### Exercise 3. Linear Regression

Operations of the Regression Analysis tools are similar regardless of the algorithm used. The participating variables are imported the same way. In this exercise, **Linear Regression** is run as an example.

1 Go to **ALS Forest > Regression Analysis > Linear Regression** to bring up the Linear Regression dialog window.

2 Import training data

2.1 Click on the button to locate **Sample data** for the import.

2.2 **Dependent Variable**: choose **Biomass** from the dropdown menu.

2.3 **Plot Type**: Set to match actual data – for **Square** plots, set the **Length**; for **Circular** plots, set the **Radius** value. For this exercise, the **Type** is set to **Circle** with a **Radius** of 10m.

2.4 **Optimize by considering location uncertainty**: check **Optimize**, and accept the default **Location Uncertainty** value of 5. The plot center (XY) will be moved around in the circle with a radius of 5 meter, and points within 10m (Radius of the survey plot) of the new XY location will be used for Regression Analysis modeling. The model that has the smallest Standard Deviation will be used eventually. This process aims to reduce the influence of plot location uncertainty in the field on the regression analysis results (Su et al. (2016)).

2.5 **X/Y**: Specify the columns containing plot center point coordinates.

Note: The imported sample data has to be a subset of the independent variable

3 Independent Variables

3.1 Select **CSV** for input format. Click on and then select ALSData_Normalized_Elevation Metrics.csv. All the existing variables will be listed in the **Independent Variables** field.

3.2 In this exercise, only these 15 Elevation Percentiles will be used as **Independent Variables**: 1st, 5th, 10th, 20th, 25th, 30th, 40th, 50th, 60th, 70th, 75th, 80th, 90th, 95th, 99th. Left click on or click and hold on multiple variables to select the other variables, and then click on to remove them.

Note: The amount of training samples must be not less than the amount of independent variables to build a Regression model.

To import TIFF files as Independent Variables instead of CSV, select TIFF, and import the TIFF files.

All imported TIFF files must share identical size and resolution.

Multiple Independent Variables can be imported at one time as TIFF files, but only one CSV file can be imported at a time.

4 **Linear Regression Methods: Enter and Stepwise**

**Enter**: All selected independent variables will be included in the model fitting process. This tutorial uses this method.**Stepwise**: In each model fitting iteration, one independent variable is considered as an addition to the linear regression model, and each variable will be retained or removed from the model based on statistical t-test. This is known as step-wise regression.

5 **Save Regression Model**: If checked, the resulting regression model will be saved at the output path as a.model file. This saved model can be used in the **Run Existing Regression Model** tool.

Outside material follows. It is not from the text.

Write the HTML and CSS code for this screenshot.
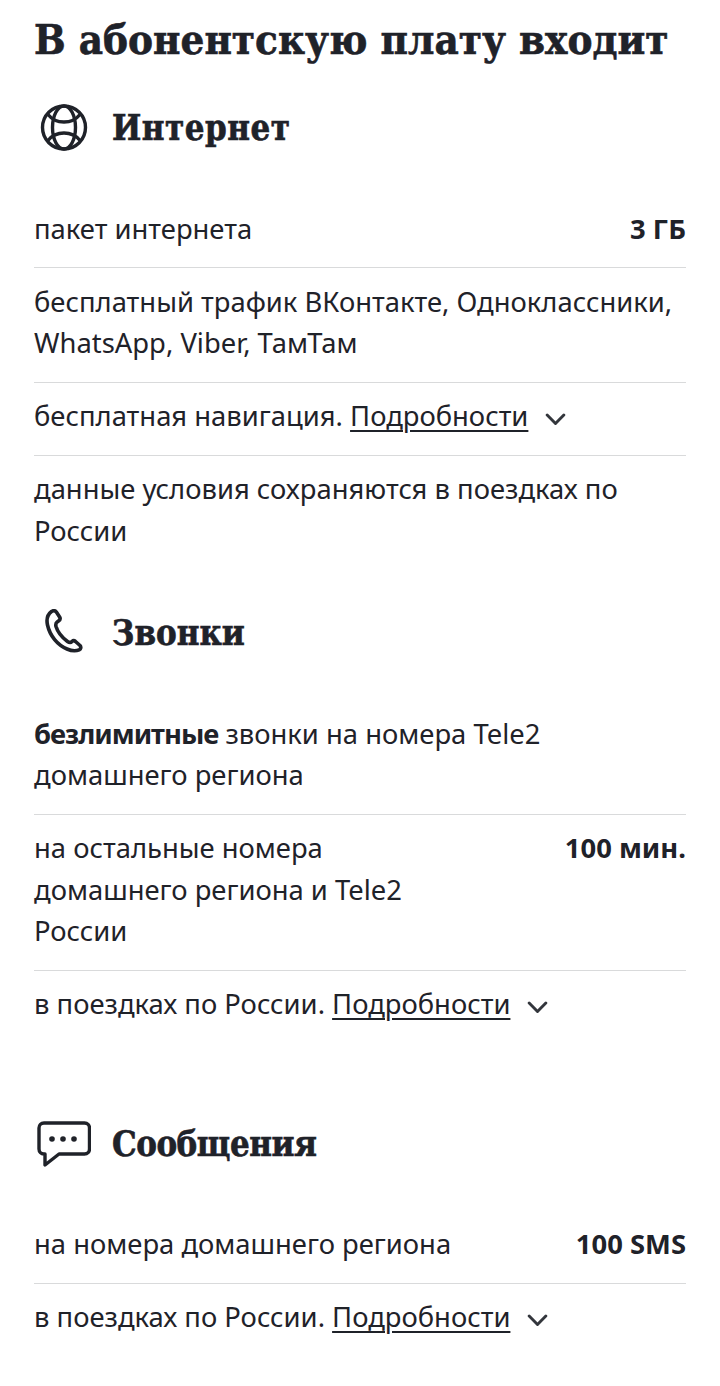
FILE: index.html
```html
<!DOCTYPE html>
<html lang="ru">
<head>
<meta charset="utf-8">
<title>В абонентскую плату входит</title>
<link rel="stylesheet" href="styles.css">
</head>
<body>
<main class="page">
  <h1 class="title">В абонентскую плату входит</h1>

  <section class="group group-internet">
    <h2 class="group-head">
      <svg class="icon" viewBox="0 0 48 48" fill="none" stroke="currentColor" stroke-width="3.400"><circle cx="24" cy="23.500" r="21.500"/><ellipse cx="24" cy="23.500" rx="11.500" ry="21.500"/><path d="M8 10.500c4 5 10 7.500 16 7.500s12-2.500 16-7.500M8 36.500c4-5 10-7.500 16-7.500s12 2.500 16 7.500" /></svg>
      <span class="wide">Интернет</span>
    </h2>
    <ul class="rows">
      <li class="row"><span>пакет интернета</span><b class="val">3 ГБ</b></li>
      <li class="row"><span>бесплатный трафик ВКонтакте, Одноклассники, WhatsApp, Viber, ТамТам</span></li>
      <li class="row"><span>бесплатная навигация. <a class="more">Подробности</a><svg class="chev" viewBox="0 0 20 12" fill="none" stroke="currentColor" stroke-width="2.800" stroke-linecap="round" stroke-linejoin="round"><path d="M2 2l8 8 8-8"/></svg></span></li>
      <li class="row"><span>данные условия сохраняются в поездках по России</span></li>
    </ul>
  </section>

  <section class="group group-calls">
    <h2 class="group-head">
      <svg class="icon" viewBox="0 0 48 48" fill="none" stroke="currentColor" stroke-width="3.600" stroke-linejoin="round"><path d="M11.500 2.500C13.500 1.200 15.500 1.800 16.700 3.500L19.600 8C20.500 9.500 20 11 18.500 12L17 13.200C15.800 14.200 15.500 15.500 16 17.500C17.500 22.500 21.500 28 27.500 32.500C29.300 33.800 30.800 33.800 32 32.500C33 31.500 34.300 31.500 35.500 32.500L40 36.500C41.300 38 41 40 39.200 40.800C36 42.200 31.500 42 27 40C17.500 36 10 27 7.500 16C6.300 10.500 7.500 5.500 11.500 2.500Z"/></svg>
      <span>Звонки</span>
    </h2>
    <ul class="rows">
      <li class="row"><span><b class="lead">безлимитные</b> звонки на номера Tele2 домашнего региона</span></li>
      <li class="row"><span class="narrow">на остальные номера домашнего региона и Tele2 России</span><b class="val">100 мин.</b></li>
      <li class="row"><span>в поездках по России. <a class="more">Подробности</a><svg class="chev" viewBox="0 0 20 12" fill="none" stroke="currentColor" stroke-width="2.800" stroke-linecap="round" stroke-linejoin="round"><path d="M2 2l8 8 8-8"/></svg></span></li>
    </ul>
  </section>

  <section class="group group-sms">
    <h2 class="group-head">
      <svg class="icon icon-sms" viewBox="0 0 54 46" fill="none" stroke="currentColor" stroke-width="3.400" stroke-linejoin="round"><path d="M7 2h40.500c3 0 5 2 5 5v21c0 3-2 5-5 5H22L8 44V33H7c-3 0-5-2-5-5V7c0-3 2-5 5-5Z"/><circle cx="15" cy="18" r="2.800" fill="currentColor" stroke="none"/><circle cx="26" cy="18" r="2.800" fill="currentColor" stroke="none"/><circle cx="37" cy="18" r="2.800" fill="currentColor" stroke="none"/></svg>
      <span class="tight">Сообщения</span>
    </h2>
    <ul class="rows">
      <li class="row"><span>на номера домашнего региона</span><b class="val">100 SMS</b></li>
      <li class="row"><span>в поездках по России. <a class="more">Подробности</a><svg class="chev" viewBox="0 0 20 12" fill="none" stroke="currentColor" stroke-width="2.800" stroke-linecap="round" stroke-linejoin="round"><path d="M2 2l8 8 8-8"/></svg></span></li>
    </ul>
  </section>
</main>
</body>
</html>
```
FILE: styles.css
```css
* { box-sizing: border-box; }
html, body { margin: 0; padding: 0; background: #fff; }
body { color: #1f2229; font-family: "Noto Sans", "Open Sans", sans-serif; font-size: 27.4px; line-height: 41.5px; }
.page { padding: 12px 34px 0; }
.title { margin: 0; font-family: "DejaVu Serif", serif; font-stretch: condensed; font-weight: 700; font-size: 41.7px; line-height: 56px; white-space: nowrap; -webkit-text-stroke: 0.6px #1f2229; }
.group-head { display: flex; align-items: center; gap: 24px; margin: 0; font-family: "DejaVu Serif", serif; font-stretch: condensed; font-weight: 700; font-size: 34.5px; line-height: 48px; -webkit-text-stroke: 0.6px #1f2229; }
.wide { letter-spacing: 0.5px; }
.tight { letter-spacing: -0.5px; }
.icon { width: 48px; height: 48px; margin-left: 6px; flex: none; color: #1f2229; }
.icon-sms { width: 54px; height: 46px; margin-left: 3px; margin-right: -3px; }
.group-internet { margin-top: 36px; }
.group-calls { margin-top: 40px; }
.group-sms { margin-top: 77px; }
.rows { list-style: none; margin: 43px 0 0; padding: 0; }
.row { display: flex; justify-content: space-between; gap: 24px; padding: 12.5px 0 18px; border-bottom: 1px solid #d9dadb; }
.row:last-child { border-bottom: 0; }
.narrow { width: 400px; }
.val { white-space: nowrap; font-weight: 700; }
.lead { letter-spacing: -1px; }
.more { text-decoration: underline; text-decoration-thickness: 2px; text-underline-offset: 4px; }
.chev { width: 21px; height: 12.5px; margin-left: 17px; vertical-align: 1px; color: #33363c; }
```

6 **Save Regression Dataset**: If checked, the resulting dataset will be saved at the output path as a CSV file. The first column of this file is the **Dependent Variable** and the following columns are **Independent Variables**.

7 **Accuracy Assessment**: Assess the fitted models using a **K-fold cross validation** method. The sample dataset is partitioned into K subsets. In each model fitting iteration, all but one subset of the data are used to train the model while the remaining one is used to validate the model.

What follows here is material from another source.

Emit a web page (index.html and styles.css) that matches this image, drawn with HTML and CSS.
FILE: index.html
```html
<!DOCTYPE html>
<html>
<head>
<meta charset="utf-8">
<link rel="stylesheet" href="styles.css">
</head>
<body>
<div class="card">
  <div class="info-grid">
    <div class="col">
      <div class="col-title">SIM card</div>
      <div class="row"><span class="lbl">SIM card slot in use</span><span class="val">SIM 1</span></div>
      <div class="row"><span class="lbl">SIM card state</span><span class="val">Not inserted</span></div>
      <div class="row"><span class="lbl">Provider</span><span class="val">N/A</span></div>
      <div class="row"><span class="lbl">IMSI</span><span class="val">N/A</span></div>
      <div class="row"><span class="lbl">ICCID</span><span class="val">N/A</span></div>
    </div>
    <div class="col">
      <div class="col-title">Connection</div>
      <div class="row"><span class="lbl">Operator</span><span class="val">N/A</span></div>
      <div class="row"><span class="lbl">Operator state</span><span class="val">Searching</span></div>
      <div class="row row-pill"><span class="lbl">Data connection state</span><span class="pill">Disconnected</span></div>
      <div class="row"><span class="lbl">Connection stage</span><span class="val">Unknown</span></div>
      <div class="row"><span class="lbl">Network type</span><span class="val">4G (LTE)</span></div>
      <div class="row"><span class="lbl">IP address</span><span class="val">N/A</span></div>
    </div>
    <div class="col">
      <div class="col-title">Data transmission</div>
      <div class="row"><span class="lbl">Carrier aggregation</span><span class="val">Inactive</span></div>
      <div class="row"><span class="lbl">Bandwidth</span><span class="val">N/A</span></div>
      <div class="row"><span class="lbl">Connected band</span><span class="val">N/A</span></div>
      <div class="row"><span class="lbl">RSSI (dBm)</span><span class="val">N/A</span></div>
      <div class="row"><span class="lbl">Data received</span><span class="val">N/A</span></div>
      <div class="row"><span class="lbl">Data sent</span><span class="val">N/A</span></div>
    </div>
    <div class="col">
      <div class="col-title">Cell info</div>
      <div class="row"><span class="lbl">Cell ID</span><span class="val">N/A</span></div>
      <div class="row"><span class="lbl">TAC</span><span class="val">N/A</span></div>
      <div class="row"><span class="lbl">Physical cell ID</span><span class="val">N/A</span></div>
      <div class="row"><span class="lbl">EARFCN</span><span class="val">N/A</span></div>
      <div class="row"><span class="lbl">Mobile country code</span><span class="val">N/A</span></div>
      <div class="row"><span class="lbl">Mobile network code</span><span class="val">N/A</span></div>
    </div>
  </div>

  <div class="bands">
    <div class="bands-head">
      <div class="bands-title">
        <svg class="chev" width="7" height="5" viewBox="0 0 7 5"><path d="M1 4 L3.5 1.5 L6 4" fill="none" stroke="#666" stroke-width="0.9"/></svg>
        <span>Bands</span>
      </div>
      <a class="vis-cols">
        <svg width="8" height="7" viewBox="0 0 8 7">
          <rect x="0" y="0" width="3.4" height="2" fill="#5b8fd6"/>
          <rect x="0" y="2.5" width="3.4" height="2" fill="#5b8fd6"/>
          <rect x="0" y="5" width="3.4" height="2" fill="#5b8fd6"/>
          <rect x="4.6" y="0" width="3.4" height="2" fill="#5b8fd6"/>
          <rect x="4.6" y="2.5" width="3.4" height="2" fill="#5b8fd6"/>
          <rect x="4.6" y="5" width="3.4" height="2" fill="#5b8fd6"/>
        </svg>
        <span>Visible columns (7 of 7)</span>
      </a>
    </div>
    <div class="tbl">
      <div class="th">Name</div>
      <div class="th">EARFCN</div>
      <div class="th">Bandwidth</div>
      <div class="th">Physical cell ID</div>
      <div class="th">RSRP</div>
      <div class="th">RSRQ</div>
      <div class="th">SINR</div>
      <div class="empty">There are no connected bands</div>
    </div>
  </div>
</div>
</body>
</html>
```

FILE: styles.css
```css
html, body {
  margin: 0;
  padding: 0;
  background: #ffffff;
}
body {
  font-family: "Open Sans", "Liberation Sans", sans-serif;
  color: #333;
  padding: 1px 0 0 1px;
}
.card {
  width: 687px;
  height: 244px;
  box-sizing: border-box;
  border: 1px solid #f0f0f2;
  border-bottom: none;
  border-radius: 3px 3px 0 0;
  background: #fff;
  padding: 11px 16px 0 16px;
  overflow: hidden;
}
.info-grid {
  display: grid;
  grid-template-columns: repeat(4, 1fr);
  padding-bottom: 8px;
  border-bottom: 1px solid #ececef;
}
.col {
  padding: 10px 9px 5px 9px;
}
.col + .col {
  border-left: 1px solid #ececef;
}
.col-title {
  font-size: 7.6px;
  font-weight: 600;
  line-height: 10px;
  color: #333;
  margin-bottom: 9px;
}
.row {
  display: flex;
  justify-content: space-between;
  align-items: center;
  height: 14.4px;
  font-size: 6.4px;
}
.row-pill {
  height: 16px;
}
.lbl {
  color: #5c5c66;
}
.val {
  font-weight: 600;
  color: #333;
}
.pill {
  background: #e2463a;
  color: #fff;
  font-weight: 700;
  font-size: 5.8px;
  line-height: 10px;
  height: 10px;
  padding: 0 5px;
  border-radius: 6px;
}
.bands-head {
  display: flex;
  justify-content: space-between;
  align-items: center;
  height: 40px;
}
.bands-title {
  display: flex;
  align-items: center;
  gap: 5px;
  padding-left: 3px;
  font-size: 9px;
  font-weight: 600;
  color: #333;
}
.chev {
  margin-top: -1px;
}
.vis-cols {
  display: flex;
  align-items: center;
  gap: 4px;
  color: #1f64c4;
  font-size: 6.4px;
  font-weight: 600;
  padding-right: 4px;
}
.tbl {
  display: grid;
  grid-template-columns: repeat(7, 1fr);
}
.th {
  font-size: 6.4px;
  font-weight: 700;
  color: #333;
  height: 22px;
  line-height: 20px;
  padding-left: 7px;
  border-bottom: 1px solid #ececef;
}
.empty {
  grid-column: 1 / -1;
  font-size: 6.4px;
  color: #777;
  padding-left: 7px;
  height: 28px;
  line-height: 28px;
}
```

8 **Output Path**: **Regression Analysis** outputs will be saved here, which includes model predictions (.tif file), regression analysis reports (.html file), and, if so specified by the user, resulting regression models (.model file) and regression datasets (.csv file).

9 **Model predictions (.tif file)**

The prediction of biomass in the spatial resolution of 20m. The value of each pixel of the .tif raster is the predicted biomass of that pixel area.

10 **Regression Analysis Reports**

The report consists of two parts. The first part is a **Summary** of the input and accuracy parameters of the analysis, including **Regress Type**, **Linear Regression Coefficients**, **K-Fold value**, **R value**, **R-Square**, **RMSE**, **Probability Value,** and the **Significance of the K-fold Test Result**. The second part lists the **Dependent** and **Independent Variables** of the **Regression Analysis**.